We also have Jesus’ instructions for us. We have Bibles. We have a lot of Bibles. We have access to Bibles that people throughout history would have given everything for, and which people in some parts of the world today are thrown in jail or even killed for having. All we need to do is open the book, or pull it up on our phones. The words of Jesus can guide us and help us navigate the darker valleys of life. And if something doesn’t make sense, there are people here, starting with myself, who are happy to talk about the Bible, and we can also help you find numerous books and other resources, as well.

We gather for worship, in part, as a transfiguration type touchstone. Together, with music and scripture and sacrament we can have an experience of God to help us throughout the week. Most of us need that connection to keep ourselves pointed in the right direction. We need to go to the elevated experience of church today so that later we can trudge through the places where we might have a harder time seeing God, or where others might not be interested in moving toward the same hope that we have.

Sometimes we may also need to go to a higher mountain for an experience of God.

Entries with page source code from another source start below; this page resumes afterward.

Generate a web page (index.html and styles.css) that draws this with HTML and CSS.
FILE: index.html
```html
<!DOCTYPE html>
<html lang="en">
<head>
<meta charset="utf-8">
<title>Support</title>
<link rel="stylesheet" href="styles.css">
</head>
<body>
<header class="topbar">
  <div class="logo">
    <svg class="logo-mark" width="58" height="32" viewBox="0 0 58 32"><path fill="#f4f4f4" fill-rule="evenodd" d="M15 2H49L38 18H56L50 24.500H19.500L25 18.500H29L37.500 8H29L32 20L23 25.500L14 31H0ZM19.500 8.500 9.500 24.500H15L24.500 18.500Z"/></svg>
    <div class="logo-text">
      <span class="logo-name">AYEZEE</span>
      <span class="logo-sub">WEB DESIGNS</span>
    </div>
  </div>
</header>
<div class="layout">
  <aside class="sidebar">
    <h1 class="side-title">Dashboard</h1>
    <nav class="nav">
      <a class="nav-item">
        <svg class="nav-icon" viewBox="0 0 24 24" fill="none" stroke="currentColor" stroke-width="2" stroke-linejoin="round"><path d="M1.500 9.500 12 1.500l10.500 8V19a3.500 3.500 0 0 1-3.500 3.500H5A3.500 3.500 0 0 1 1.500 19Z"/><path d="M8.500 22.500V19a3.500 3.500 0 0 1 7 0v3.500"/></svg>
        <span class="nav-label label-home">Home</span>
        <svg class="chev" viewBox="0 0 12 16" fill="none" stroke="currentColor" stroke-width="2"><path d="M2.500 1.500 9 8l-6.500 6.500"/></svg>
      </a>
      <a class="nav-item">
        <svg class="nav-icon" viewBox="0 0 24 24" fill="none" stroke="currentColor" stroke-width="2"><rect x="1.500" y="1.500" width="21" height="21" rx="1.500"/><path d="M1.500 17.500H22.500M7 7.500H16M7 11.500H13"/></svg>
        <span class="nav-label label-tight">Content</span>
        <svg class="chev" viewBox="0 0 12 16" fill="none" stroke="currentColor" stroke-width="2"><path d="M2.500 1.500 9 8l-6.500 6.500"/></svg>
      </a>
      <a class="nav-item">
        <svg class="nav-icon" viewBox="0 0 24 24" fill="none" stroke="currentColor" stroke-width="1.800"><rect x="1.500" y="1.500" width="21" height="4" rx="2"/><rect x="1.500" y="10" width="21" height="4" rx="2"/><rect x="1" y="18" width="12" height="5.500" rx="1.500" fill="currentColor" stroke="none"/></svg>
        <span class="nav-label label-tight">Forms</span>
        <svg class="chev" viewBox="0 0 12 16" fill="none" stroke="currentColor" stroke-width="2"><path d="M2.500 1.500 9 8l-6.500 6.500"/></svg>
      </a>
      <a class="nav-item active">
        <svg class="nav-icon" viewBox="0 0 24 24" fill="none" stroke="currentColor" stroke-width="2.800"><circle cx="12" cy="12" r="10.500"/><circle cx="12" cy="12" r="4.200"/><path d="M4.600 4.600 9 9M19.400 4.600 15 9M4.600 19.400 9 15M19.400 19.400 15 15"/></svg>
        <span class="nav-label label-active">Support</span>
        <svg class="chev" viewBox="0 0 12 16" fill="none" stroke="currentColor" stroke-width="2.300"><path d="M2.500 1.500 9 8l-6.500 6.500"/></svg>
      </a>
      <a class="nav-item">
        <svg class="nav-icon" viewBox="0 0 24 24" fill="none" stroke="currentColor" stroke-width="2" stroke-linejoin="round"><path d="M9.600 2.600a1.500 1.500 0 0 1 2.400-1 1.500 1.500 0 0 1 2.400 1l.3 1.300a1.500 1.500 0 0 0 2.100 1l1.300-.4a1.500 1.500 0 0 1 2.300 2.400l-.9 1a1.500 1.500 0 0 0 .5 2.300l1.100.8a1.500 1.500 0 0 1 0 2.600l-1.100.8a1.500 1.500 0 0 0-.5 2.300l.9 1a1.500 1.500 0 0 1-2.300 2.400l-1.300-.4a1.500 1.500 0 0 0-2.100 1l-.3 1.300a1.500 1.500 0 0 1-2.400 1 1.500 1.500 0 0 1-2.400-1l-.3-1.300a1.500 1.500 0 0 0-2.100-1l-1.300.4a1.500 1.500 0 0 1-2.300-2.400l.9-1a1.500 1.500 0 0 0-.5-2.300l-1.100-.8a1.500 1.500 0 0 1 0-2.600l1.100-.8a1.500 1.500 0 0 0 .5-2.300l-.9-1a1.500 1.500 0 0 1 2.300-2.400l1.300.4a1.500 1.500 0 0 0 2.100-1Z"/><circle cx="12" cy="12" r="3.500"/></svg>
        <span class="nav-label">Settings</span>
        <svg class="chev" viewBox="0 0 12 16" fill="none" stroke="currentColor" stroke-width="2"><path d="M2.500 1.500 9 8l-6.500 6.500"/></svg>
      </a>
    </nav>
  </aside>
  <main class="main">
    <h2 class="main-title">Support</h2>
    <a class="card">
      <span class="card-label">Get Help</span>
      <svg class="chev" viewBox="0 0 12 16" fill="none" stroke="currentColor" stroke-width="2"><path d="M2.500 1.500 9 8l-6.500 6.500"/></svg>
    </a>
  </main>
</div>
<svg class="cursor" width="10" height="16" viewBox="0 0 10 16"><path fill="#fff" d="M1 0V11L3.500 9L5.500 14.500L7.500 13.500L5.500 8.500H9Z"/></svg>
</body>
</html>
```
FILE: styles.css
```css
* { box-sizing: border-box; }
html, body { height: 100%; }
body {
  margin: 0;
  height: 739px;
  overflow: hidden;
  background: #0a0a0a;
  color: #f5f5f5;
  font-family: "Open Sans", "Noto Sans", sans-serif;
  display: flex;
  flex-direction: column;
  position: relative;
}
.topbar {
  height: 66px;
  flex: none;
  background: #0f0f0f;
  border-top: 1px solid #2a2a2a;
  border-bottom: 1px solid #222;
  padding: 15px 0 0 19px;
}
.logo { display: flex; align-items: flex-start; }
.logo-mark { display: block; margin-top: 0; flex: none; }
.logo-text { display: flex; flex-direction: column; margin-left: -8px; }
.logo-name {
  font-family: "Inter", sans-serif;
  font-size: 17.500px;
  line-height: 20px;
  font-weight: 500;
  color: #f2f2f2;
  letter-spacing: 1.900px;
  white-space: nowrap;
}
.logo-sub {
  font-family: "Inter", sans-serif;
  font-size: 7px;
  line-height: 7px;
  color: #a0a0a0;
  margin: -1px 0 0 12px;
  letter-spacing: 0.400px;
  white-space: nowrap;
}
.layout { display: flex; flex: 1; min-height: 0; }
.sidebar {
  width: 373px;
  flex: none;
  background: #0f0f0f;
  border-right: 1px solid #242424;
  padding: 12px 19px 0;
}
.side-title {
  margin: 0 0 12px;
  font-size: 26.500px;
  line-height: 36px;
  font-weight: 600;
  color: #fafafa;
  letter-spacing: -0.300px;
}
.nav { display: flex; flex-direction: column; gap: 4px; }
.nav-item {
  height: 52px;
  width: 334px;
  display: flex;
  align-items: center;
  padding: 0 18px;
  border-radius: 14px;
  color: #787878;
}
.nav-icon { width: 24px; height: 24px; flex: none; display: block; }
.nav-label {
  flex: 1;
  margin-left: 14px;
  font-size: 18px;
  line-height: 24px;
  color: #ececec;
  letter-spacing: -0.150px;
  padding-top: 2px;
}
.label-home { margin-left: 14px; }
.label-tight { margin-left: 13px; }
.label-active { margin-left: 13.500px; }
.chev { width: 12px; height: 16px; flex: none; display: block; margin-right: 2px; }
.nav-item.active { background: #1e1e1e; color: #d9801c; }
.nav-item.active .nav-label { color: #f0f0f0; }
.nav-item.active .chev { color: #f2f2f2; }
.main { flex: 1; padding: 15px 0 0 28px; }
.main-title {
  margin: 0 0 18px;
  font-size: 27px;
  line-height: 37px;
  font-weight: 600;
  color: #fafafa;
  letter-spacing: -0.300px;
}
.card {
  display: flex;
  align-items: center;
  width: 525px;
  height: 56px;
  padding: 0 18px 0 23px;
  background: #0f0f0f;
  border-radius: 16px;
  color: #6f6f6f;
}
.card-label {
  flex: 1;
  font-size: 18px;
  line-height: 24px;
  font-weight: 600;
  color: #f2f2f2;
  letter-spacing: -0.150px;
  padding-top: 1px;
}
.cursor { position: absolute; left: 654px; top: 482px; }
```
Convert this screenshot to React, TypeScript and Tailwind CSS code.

A busy hour on Sunday may not be enough to keep the light of God’s glory blazing in our hearts, given the difficulties we regularly face. A retreat at Villa Maria in New Castle, or the Benedictine Sisters of Erie, or the Orthodox Monastery in Ellwood City, or taking a mission trip somewhere might be essential for us. Especially if life is particularly confusing and making it difficult to know how to go forward or stay rooted in Jesus, we may need to make the time to follow Jesus up a mountain somewhere and see what he has to show us.

The disciples took time away and followed Jesus up a mountain to be present to whatever he wanted to show them. What they received was enough to sustain them through difficult periods of their lives. They received the vision of Jesus’ glory and the assurance that they could follow his instructions. We need the same things in our lives today. If we are willing to make the time and follow him where we need to go, Jesus will come and meet us in the way that we need.